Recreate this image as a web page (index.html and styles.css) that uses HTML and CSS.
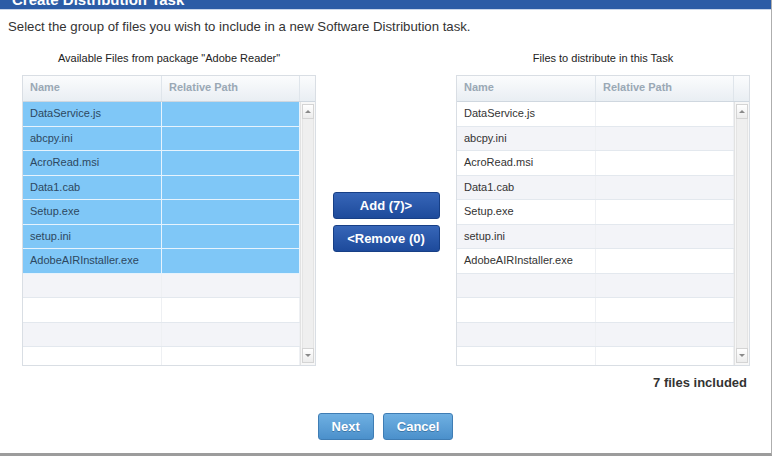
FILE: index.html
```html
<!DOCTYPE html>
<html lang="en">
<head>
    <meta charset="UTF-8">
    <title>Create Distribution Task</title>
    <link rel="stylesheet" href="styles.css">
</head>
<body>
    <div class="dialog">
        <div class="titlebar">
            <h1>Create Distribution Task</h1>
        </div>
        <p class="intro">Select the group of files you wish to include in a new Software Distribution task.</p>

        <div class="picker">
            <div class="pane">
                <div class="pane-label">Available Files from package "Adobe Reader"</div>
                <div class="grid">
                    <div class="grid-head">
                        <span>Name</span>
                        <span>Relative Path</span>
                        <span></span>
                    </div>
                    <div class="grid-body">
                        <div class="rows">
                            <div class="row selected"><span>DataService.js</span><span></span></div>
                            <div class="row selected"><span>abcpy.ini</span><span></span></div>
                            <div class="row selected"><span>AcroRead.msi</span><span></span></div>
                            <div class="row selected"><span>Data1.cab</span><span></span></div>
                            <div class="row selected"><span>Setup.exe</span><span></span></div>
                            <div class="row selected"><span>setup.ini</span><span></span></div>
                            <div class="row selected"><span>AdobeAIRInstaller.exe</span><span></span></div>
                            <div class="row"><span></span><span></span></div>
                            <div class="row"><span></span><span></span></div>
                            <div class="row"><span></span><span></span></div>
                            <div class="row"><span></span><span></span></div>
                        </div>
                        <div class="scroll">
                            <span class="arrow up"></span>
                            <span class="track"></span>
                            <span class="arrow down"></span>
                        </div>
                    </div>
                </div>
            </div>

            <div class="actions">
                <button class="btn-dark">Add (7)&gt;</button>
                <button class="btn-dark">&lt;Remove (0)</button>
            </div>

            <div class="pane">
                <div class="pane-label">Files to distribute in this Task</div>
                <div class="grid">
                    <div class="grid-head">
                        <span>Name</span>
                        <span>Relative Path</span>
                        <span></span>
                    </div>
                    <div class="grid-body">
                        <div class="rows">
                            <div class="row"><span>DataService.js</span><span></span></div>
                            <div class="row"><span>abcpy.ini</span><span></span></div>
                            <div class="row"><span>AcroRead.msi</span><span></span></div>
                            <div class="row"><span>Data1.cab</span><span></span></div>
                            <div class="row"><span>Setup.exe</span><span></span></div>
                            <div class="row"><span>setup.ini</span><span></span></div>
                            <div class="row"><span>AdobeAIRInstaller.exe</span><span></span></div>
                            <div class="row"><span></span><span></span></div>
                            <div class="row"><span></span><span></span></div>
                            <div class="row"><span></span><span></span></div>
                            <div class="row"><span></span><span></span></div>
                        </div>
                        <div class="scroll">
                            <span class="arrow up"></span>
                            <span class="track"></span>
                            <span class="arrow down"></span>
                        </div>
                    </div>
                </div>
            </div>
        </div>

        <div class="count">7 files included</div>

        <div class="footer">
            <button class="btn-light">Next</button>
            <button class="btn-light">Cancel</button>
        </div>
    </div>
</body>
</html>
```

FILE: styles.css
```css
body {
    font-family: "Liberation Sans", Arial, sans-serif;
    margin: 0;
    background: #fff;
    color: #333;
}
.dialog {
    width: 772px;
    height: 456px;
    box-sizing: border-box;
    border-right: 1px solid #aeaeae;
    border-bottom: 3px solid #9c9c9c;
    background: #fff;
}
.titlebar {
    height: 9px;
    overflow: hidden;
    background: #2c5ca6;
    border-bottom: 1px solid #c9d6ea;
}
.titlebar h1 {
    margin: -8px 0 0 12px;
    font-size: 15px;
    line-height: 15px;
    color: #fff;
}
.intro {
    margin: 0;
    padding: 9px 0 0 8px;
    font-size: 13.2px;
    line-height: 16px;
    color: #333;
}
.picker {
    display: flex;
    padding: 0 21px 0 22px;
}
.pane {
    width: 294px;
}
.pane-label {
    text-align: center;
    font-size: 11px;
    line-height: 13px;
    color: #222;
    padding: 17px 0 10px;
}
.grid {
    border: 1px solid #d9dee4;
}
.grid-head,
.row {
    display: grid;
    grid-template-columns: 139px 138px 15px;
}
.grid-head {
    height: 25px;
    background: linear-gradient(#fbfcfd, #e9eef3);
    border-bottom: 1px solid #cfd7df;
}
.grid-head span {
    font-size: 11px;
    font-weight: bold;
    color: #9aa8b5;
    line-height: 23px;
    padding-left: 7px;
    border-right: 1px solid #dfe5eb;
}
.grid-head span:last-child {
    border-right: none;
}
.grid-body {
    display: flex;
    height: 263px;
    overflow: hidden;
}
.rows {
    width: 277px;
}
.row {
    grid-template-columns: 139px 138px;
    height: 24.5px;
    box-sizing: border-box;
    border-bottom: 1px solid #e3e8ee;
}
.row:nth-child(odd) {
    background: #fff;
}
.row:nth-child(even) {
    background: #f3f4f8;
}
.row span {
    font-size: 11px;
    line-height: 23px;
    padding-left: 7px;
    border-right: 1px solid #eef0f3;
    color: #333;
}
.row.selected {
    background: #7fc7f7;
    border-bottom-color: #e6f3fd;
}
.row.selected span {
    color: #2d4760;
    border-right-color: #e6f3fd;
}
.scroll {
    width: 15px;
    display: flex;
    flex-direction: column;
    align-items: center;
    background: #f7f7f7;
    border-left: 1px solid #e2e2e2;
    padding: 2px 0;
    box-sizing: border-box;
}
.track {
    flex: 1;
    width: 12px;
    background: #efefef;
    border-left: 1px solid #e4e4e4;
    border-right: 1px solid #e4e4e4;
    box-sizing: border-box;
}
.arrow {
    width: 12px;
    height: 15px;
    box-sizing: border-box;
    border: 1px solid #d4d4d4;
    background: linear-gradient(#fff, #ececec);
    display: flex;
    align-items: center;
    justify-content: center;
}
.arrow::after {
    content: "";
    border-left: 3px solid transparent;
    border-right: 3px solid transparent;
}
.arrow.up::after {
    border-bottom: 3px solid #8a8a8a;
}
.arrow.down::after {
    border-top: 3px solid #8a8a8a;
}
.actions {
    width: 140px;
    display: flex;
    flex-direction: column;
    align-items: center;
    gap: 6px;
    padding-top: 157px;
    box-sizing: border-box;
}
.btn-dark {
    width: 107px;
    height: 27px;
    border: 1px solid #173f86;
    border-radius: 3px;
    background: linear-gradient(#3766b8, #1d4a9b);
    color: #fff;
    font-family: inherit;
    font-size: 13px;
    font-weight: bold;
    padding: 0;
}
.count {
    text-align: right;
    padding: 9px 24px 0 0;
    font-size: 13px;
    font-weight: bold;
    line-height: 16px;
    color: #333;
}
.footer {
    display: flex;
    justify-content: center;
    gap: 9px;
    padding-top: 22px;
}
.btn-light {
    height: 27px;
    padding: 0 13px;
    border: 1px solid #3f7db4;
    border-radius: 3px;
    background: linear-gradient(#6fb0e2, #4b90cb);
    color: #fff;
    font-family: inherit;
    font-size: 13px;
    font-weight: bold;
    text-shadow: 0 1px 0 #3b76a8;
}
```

■ ■ ■ ■ ■

* **Goal**
Say how many lines above hold the word "this", giving only the count.

* **Problem solution**
2